La mise en demeure ne constitue pas une cause d’interruption de la prescription. Voilà synthétisé en une proposition le principal apport d’un arrêt remarqué, rendu le 18 mai dernier par la chambre commerciale de la Cour de cassation (n°K2023204). La décision est importante car elle précise l’interprétation de l’article 2241 du Code civil et fournit des directives claires aux praticiens.
Outre la consécration d’une prescription quinquennale en lieu et place d’une prescription trentenaire, la réforme opérée par la loi du 17 juin 2008 a remodelé certaines causes de suspension et d’interruption de la prescription. Les articles 2240 à 2246 du Code civil énumèrent désormais les causes d’interruption de la prescription, c’est-à-dire les évènements qui « effac(ent) le délai de prescription acquis » et qui en font courir un nouveau (art. 2231 C. civ.). À ce titre, il faut citer la reconnaissance du droit par son débiteur (2240 C. civ.), l’action en justice (2241 C. civ.), une mesure conservatoire ou un acte d’exécution forcée (2244 C. civ.). La clarté des nouveaux textes n’a toutefois pas suffi pas à effacer tout questionnement. Il était notamment possible de s’interroger : cette liste est-elle limitative ? Le juge peut-il prendre ses distances avec la liste légale et ajouter une cause d’interruption de la prescription non expressément prévue ?
À travers l’hypothèse spécifique de la mise en demeure, l’espèce a offert à la Cour de cassation l’occasion de répondre à ces questions centrales pour les praticiens. Un médecin avait conclu en 2008, un contrat de location pour un matériel médical. Il cesse en 2011 de payer le loyer. Des mises en demeure de paiement lui sont envoyées en 2011 et 2013. L’assignation en paiement n’est cependant signifiée qu’en 2016. Pour s’opposer à la demande de paiement d’une partie de ces loyers, le médecin invoque la prescription de l’action pour les loyers antérieurs à octobre 2011 sur le fondement de l’article 2224 du Code civil prévoyant une prescription de cinq années pour les actions personnelles. Les juges du fond – tant en première instance qu’en appel – ont estimé que la prescription de l’action en paiement de ces loyers n’était pas acquise car les mises en demeure adressées au médecin avaient eu pour effet d’interrompre la prescription. Une telle interprétation était contestée par le pourvoi formé par le médecin.

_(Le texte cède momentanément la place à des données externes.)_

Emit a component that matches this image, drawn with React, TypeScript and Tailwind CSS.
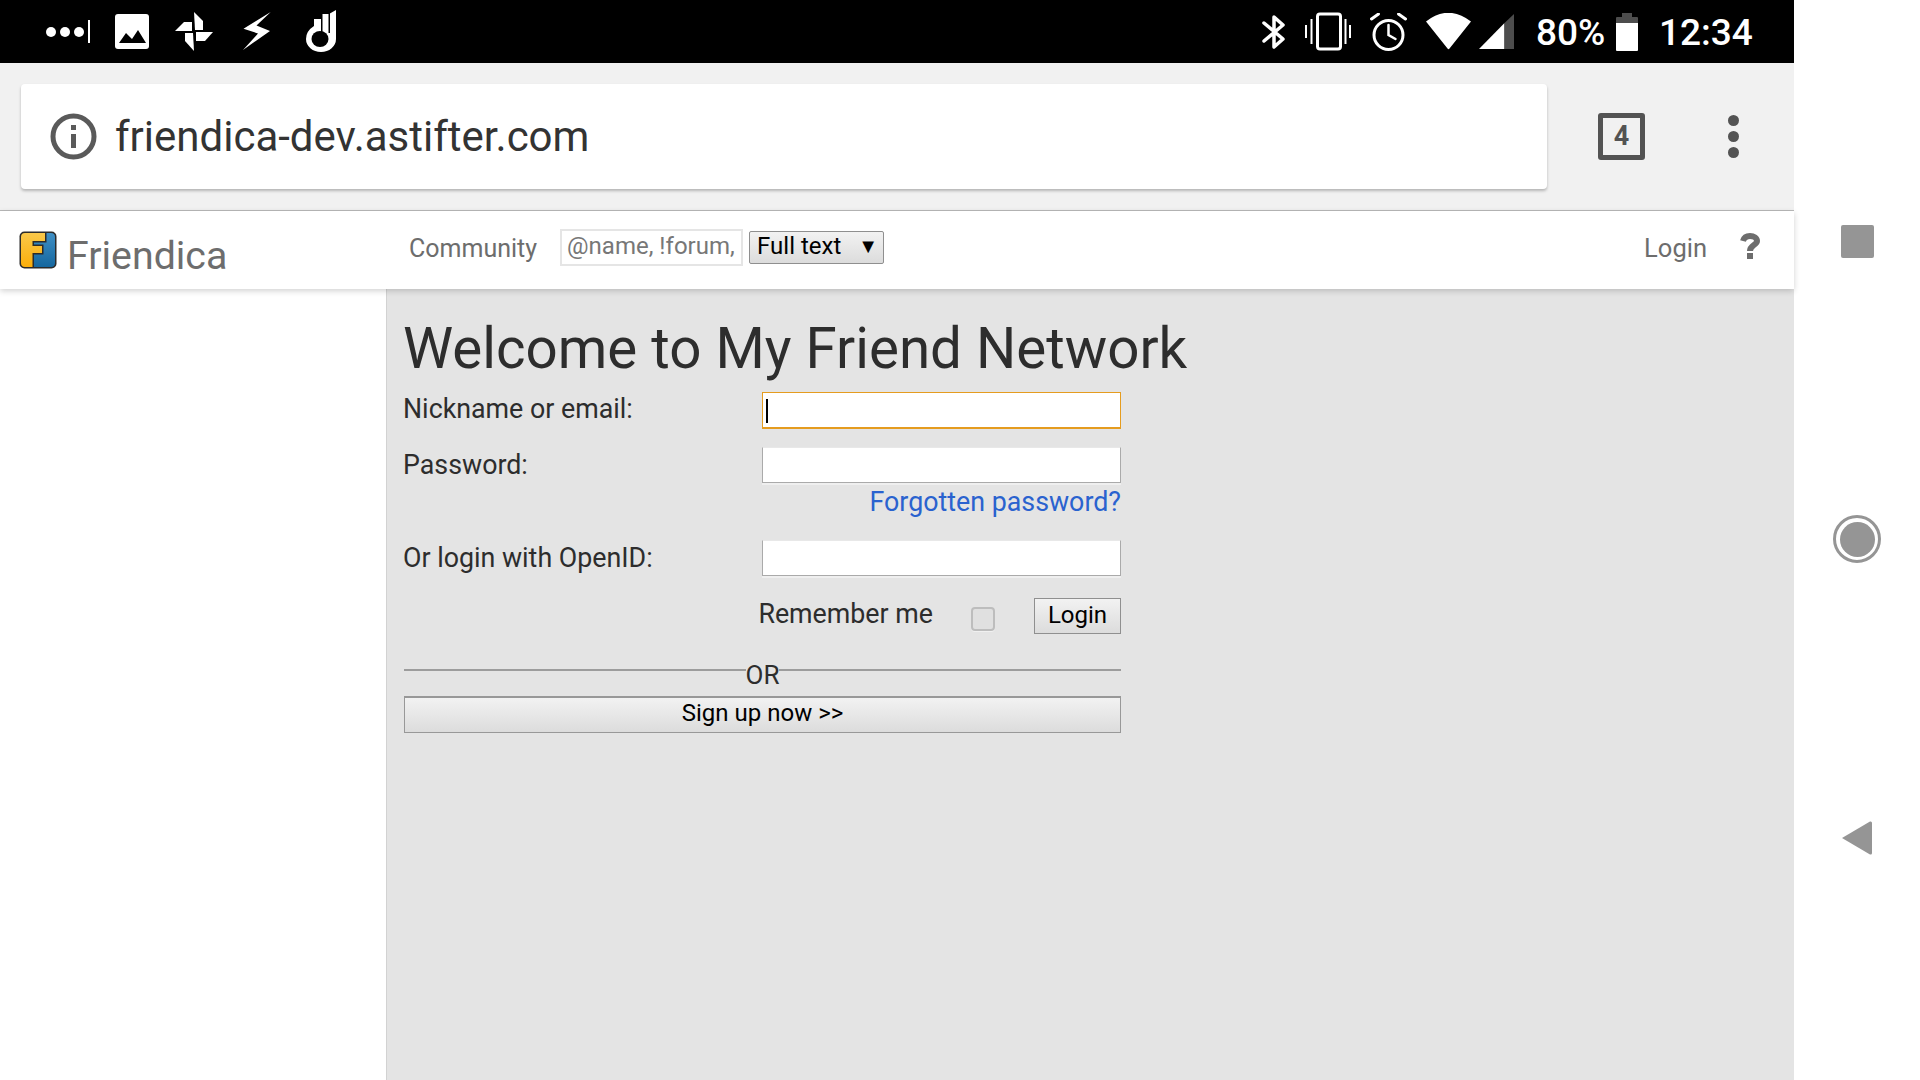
const roboto = { fontFamily: 'Roboto, "Liberation Sans", sans-serif' };

function LeftStatusIcons() {
  return (
    <div className="flex items-center pl-[46px]">
      <svg width="45" height="24" viewBox="46 20 45 24" fill="#fff">
        <circle cx="51" cy="32" r="5" />
        <circle cx="65" cy="32" r="5" />
        <circle cx="79" cy="32" r="5" />
        <rect x="88" y="20" width="2" height="23" />
      </svg>
      <svg className="ml-[24px]" width="34" height="35" viewBox="115 14 34 35">
        <rect x="115" y="14" width="34" height="35" rx="3" fill="#fff" />
        <path d="M119 43l7-10 6 6 6-9 8 13z" fill="#000" />
      </svg>
      <svg className="ml-[26px]" width="39" height="40" viewBox="175 12 39 40" fill="#fff">
        <polygon points="194,12 203,21 203,30 195,30" />
        <polygon points="175,31 184,22 192,22 192,31" />
        <polygon points="196,32 213,32 205,41 196,41" />
        <polygon points="185,33 193,33 194,51 185,41" />
      </svg>
      <svg className="ml-[29px]" width="28" height="39" viewBox="243 13 28 39" fill="#fff">
        <polygon points="270.700,13 243.500,29.700 258,34.500 243,51 270,32 256.500,26.500" />
      </svg>
      <svg className="ml-[35px]" width="31" height="43" viewBox="306 11 31 43">
        <path d="M329 15L336 11V40A15 13 0 0 1 306 40Q306 32 314 27V20H321V15Z" fill="#fff" />
        <ellipse cx="320" cy="40" rx="8.500" ry="8" fill="#000" />
        <rect x="321" y="14" width="1.500" height="20" fill="#000" />
        <rect x="328.500" y="10" width="1.500" height="24" fill="#000" />
      </svg>
    </div>
  );
}

function RightStatusIcons() {
  return (
    <div className="flex items-center pr-[37px]">
      <svg width="24" height="34" viewBox="1263 17 24 34" fill="none" stroke="#fff" strokeWidth="3.5" strokeLinecap="round" strokeLinejoin="round">
        <path d="M1265 25l19 16-9 8V19l9 8-19 16" />
      </svg>
      <svg className="ml-[18px]" width="47" height="40" viewBox="1306 12 47 40" fill="none" stroke="#fff" strokeWidth="3">
        <rect x="1319.500" y="14" width="23" height="35" rx="2.500" />
        <path d="M1308 25v13M1313.500 19v25M1347.500 19v25M1352 25v13" strokeWidth="2" />
      </svg>
      <svg className="ml-[19px]" width="38" height="38" viewBox="1372 13 38 38" fill="none" stroke="#fff" strokeWidth="3" strokeLinecap="round">
        <circle cx="1390.500" cy="35" r="14.500" />
        <path d="M1373.500 19l7-5M1400.500 14l7 5" />
        <path d="M1390.500 25v10l7 4" strokeWidth="2.500" />
      </svg>
      <svg className="ml-[18px]" width="46" height="37" viewBox="1428 13 46 37" fill="#fff">
        <path d="M1428 21.500Q1450 4 1473 21.500L1451.500 48.500Q1450.500 50 1449.500 48.500Z" />
      </svg>
      <svg className="ml-[7px]" width="36" height="36" viewBox="1481 15 36 36">
        <polygon points="1481,50 1506.500,24 1506.500,50" fill="#fff" />
        <polygon points="1506.500,24 1516,15 1516,50 1506.500,50" fill="#4d4d4d" />
      </svg>
      <span className="mt-[2px] ml-[21px] w-[67px] text-[37px] leading-none font-medium text-white" style={roboto}>80%</span>
      <div className="ml-[13px] flex w-[22px] flex-col items-center">
        <div className="h-[4px] w-[10px] bg-[#4d4d4d]" />
        <div className="h-[6px] w-full rounded-t-[1px] bg-[#4d4d4d]" />
        <div className="h-[28px] w-full rounded-b-[1px] bg-white" />
      </div>
      <span className="mt-[2px] ml-[21px] w-[98px] pr-[6px] text-[37px] leading-none font-medium text-white" style={roboto}>12:34</span>
    </div>
  );
}

function Logo() {
  return (
    <svg width="38" height="38" viewBox="0 0 38 38">
      <defs>
        <linearGradient id="logoYellow" x1="0" y1="0" x2="0" y2="1">
          <stop offset="0" stopColor="#f9c84a" />
          <stop offset="1" stopColor="#fbae0a" />
        </linearGradient>
        <linearGradient id="logoBlue" x1="0" y1="0" x2="0" y2="1">
          <stop offset="0" stopColor="#3f8fc4" />
          <stop offset="1" stopColor="#15679f" />
        </linearGradient>
      </defs>
      <rect x="0.500" y="0.500" width="37" height="37" rx="5" fill="#2b2b2b" />
      <path d="M6 2H26V10H13.500V15H23V22H13.500V36H6A4 4 0 0 1 2 32V6A4 4 0 0 1 6 2Z" fill="url(#logoYellow)" />
      <path d="M27.500 2H32A4 4 0 0 1 36 6V32A4 4 0 0 1 32 36H15V23.500H24.500V13.500H15V11.500H27.500Z" fill="url(#logoBlue)" />
    </svg>
  );
}

function Field({ label, focused }: { label: string; focused?: boolean }) {
  return (
    <div className="flex items-center">
      <label className={focused ? 'w-[359px] pb-[2px] text-[26.800px] leading-none text-[#2d2d2d]' : 'w-[359px] text-[26.800px] leading-none text-[#2d2d2d]'}>{label}</label>
      <div className="relative">
        <input
          readOnly
          className={
            focused
              ? 'block h-[37px] w-[359px] border border-b-2 border-[#e59c1f] bg-white'
              : 'block h-[36px] w-[359px] border border-[#aaaaaa] border-t-[#e8e8e8] bg-white shadow-[0_2px_0_#efefef]'
          }
        />
        {focused && <span className="absolute top-[7px] left-[4px] h-[24px] w-[2px] bg-black" />}
      </div>
    </div>
  );
}

export default function App() {
  return (
    <div className="flex h-[1080px] w-[1920px] overflow-hidden bg-white" style={roboto}>
      <div className="flex w-[1794px] flex-col">
        {/* barra de estado */}
        <div className="flex h-[63px] items-center justify-between bg-black">
          <LeftStatusIcons />
          <RightStatusIcons />
        </div>

        {/* barra del navegador */}
        <div className="flex h-[148px] items-center border-b border-[#b9b9b9] bg-[#f1f1f1] pl-[21px]">
          <div className="flex h-[105px] w-[1526px] items-center rounded-[4px] bg-white pl-[29px] shadow-[0_2px_3px_rgba(0,0,0,0.25)]">
            <svg width="47" height="47" viewBox="0 0 47 47" fill="none">
              <circle cx="23.500" cy="23.500" r="20.500" stroke="#5a5a5a" strokeWidth="5" />
              <rect x="21" y="21" width="5" height="14" fill="#5a5a5a" />
              <rect x="21" y="12" width="5" height="5" fill="#5a5a5a" />
            </svg>
            <span className="ml-[18px] text-[42px] leading-none text-[#333333]">friendica-dev.astifter.com</span>
          </div>
          <div className="ml-[51px] flex h-[47px] w-[47px] items-center justify-center rounded-[3px] border-[5px] border-[#535353] text-[27px] leading-none font-bold text-[#535353]">
            4
          </div>
          <div className="ml-[83px] flex flex-col gap-[5px]">
            <span className="h-[11px] w-[11px] rounded-full bg-[#535353]" />
            <span className="h-[11px] w-[11px] rounded-full bg-[#535353]" />
            <span className="h-[11px] w-[11px] rounded-full bg-[#535353]" />
          </div>
        </div>

        {/* navegación del sitio */}
        <div className="relative z-10 flex h-[78px] items-center bg-white pr-[34px] shadow-[0_2px_6px_rgba(0,0,0,0.18)]">
          <div className="flex w-[409px] items-center pl-[19px]">
            <Logo />
            <span className="mt-[14px] ml-[10px] text-[39.300px] leading-none text-[#6d6d6d]">Friendica</span>
          </div>
          <span className="mt-[-3px] text-[25px] leading-none text-[#6d6d6d]">Community</span>
          <div className="mt-[-5px] ml-[23px] flex h-[37px] w-[183px] items-center overflow-hidden border-2 border-[#e5e5e5] pb-[4px] pl-[5px] text-[24px] whitespace-nowrap text-[#777777]">
            @name, !forum,
          </div>
          <div className="mt-[-5px] ml-[6px] flex h-[33px] w-[135px] items-center justify-between rounded-[2px] border border-[#8f8f8f] bg-gradient-to-b from-[#f2f2f2] to-[#dcdcdc] pr-[5px] pb-[4px] pl-[7px] text-[24px] leading-none text-black">
            <span>Full text</span>
            <span className="text-[20px]">▼</span>
          </div>
          <span className="mt-[-3px] ml-auto text-[25.500px] leading-none text-[#6d6d6d]">Login</span>
          <svg className="mt-[-9px] ml-[33px]" width="20" height="26" viewBox="0 0 20 26" fill="none">
            <path d="M3 8C4 4.500 7 3 10 3C14 3 17 5 17 8C17 12 10 12 10 18" stroke="#6d6d6d" strokeWidth="6" />
            <rect x="7" y="20" width="6" height="6" fill="#6d6d6d" />
          </svg>
        </div>

        {/* contenido */}
        <div className="flex flex-1">
          <div className="w-[386px] bg-white" />
          <main className="flex-1 border-l border-[#d2d2d2] bg-[#e4e4e4] pt-[27px] pl-[16px]">
            <h1 className="text-[56.500px] leading-[66px] font-normal text-[#2d2d2d]">Welcome to My Friend Network</h1>
            <div className="flex w-[718px] flex-col">
              <div className="mt-[10px] flex flex-col gap-[18px]">
                <Field label="Nickname or email:" focused />
                <Field label="Password:" />
              </div>
              <a className="mt-[3px] self-end text-[26.800px] leading-[33px] text-[#2a62cf]">Forgotten password?</a>
              <div className="mt-[21px]">
                <Field label="Or login with OpenID:" />
              </div>
              <div className="mt-[22px] flex items-center justify-end">
                <span className="mt-[-4px] text-[26.800px] leading-none text-[#2d2d2d]">Remember me</span>
                <span className="mt-[6px] ml-[38px] h-[24px] w-[24px] rounded-[4px] border-2 border-[#bdbdbd] bg-[#e0e0e0] shadow-[0_1px_0_#f0f0f0]" />
                <button className="ml-[39px] h-[36px] w-[87px] border border-[#8f8f8f] bg-gradient-to-b from-[#f2f2f2] to-[#dcdcdc] pb-[3px] text-[24px] leading-none text-black">
                  Login
                </button>
              </div>
              <div className="mt-[26px] ml-[1px] flex items-start">
                <div className="mt-[9px] h-[2px] flex-1 bg-[#9c9c9c]" />
                <span className="mt-[1px] text-[26px] leading-[29px] text-[#2d2d2d]">OR</span>
                <div className="mt-[9px] h-[2px] flex-1 bg-[#9c9c9c]" />
              </div>
              <button className="mt-[6px] ml-[1px] h-[37px] border border-t-2 border-[#989898] bg-gradient-to-b from-[#f2f2f2] to-[#dcdcdc] pb-[5px] text-[24px] leading-none text-black">
                Sign up now &gt;&gt;
              </button>
            </div>
          </main>
        </div>
      </div>

      {/* navegación de android */}
      <div className="flex w-[126px] flex-col items-center pt-[225px]">
        <div className="h-[33px] w-[33px] rounded-[2px] bg-[#959595]" />
        <div className="mt-[257px] flex h-[48px] w-[48px] items-center justify-center rounded-full border-[3px] border-[#959595]">
          <div className="h-[35px] w-[35px] rounded-full bg-[#959595]" />
        </div>
        <svg className="mt-[257px]" width="32" height="36" viewBox="0 0 32 36">
          <path d="M1 18L29 1.500Q31 1 31 3V33Q31 35 29 34.500Z" fill="#959595" />
        </svg>
      </div>
    </div>
  );
}
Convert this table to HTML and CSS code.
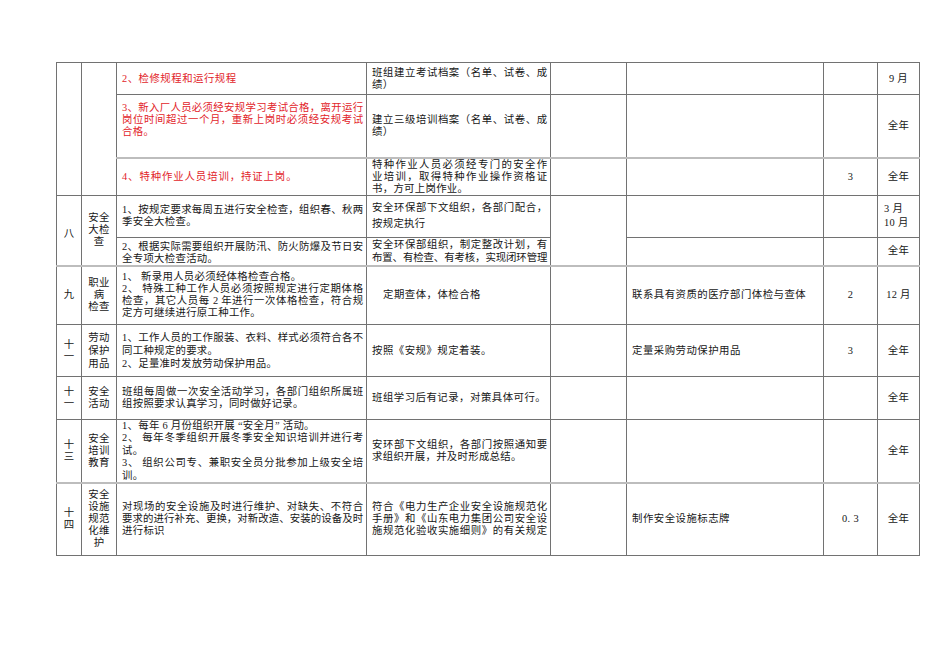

Au soutien de sa cassation, la chambre commerciale retient « qu’une mise en demeure, fût-elle envoyée par lettre recommandée avec demande d’avis de réception, n’interrompt pas le délai de prescription de l’action en paiement des loyers ». La mise en demeure est en effet un acte procédural qui n’est pas assimilable à une action en justice et ne peut donc produire, sur le fondement de l’article 2441, un effet interruptif de prescription. L’interprétation littérale de la disposition qu’adopte la chambre commerciale s’oppose nécessairement à la solution retenue par les juges du fond.
Si la mise en demeure ne peut être assimilée à une action en justice, pourrait-elle être reconnue comme une cause d’interruption de la prescription en dehors des quatre causes expressément visées par le texte. En d’autres termes, la liste est-elle exhaustive ? Il est vrai que la mise en demeure – comme l’action en justice, l’acte d’exécution forcée ou la mesure conservatoire – peut être perçue comme manifestant la volonté du créancier de faire valoir ses droits en justice. La Cour de cassation refuse néanmoins l’analogie et affirme, sans aucune ambiguïté, que la liste des causes d’interruption de la prescription est « limitative ». Le juge décide ainsi de s’auto-limiter et s’interdit de consacrer une cause d’interruption de la prescription en dehors des causes listées par le législateur. La sécurité juridique en sort indéniablement renforcée.
Si la liste légale est limitative à défaut de précisions des parties, ces dernières peuvent toutefois, depuis la réforme de 2008, « personnaliser » les causes d’interruption de la prescription puisque l’article 2254 al. 2 prévoit qu’elles « peuvent également, d’un commun accord, ajouter aux causes de suspension ou d’interruption de la prescription prévues par la loi. ». Il apparaît donc possible, et même désormais conseillé, d’ériger la mise en demeure au rang de causes conventionnelles d’interruption de la prescription pour limiter les risques de prescription de l’action. Ce type de clause est ainsi appelé à devenir une clause de style. Rappelons toutefois qu’elle ne sera pas opposable aux parties pour les « actions en paiement ou en répétition des salaires, arrérages de rente, pensions alimentaires, loyers, fermages, charges locatives, intérêts des sommes prêtées et, généralement, aux actions en paiement de tout ce qui est payable par années ou à des termes périodiques plus courts. » (art. 2254 al. 3).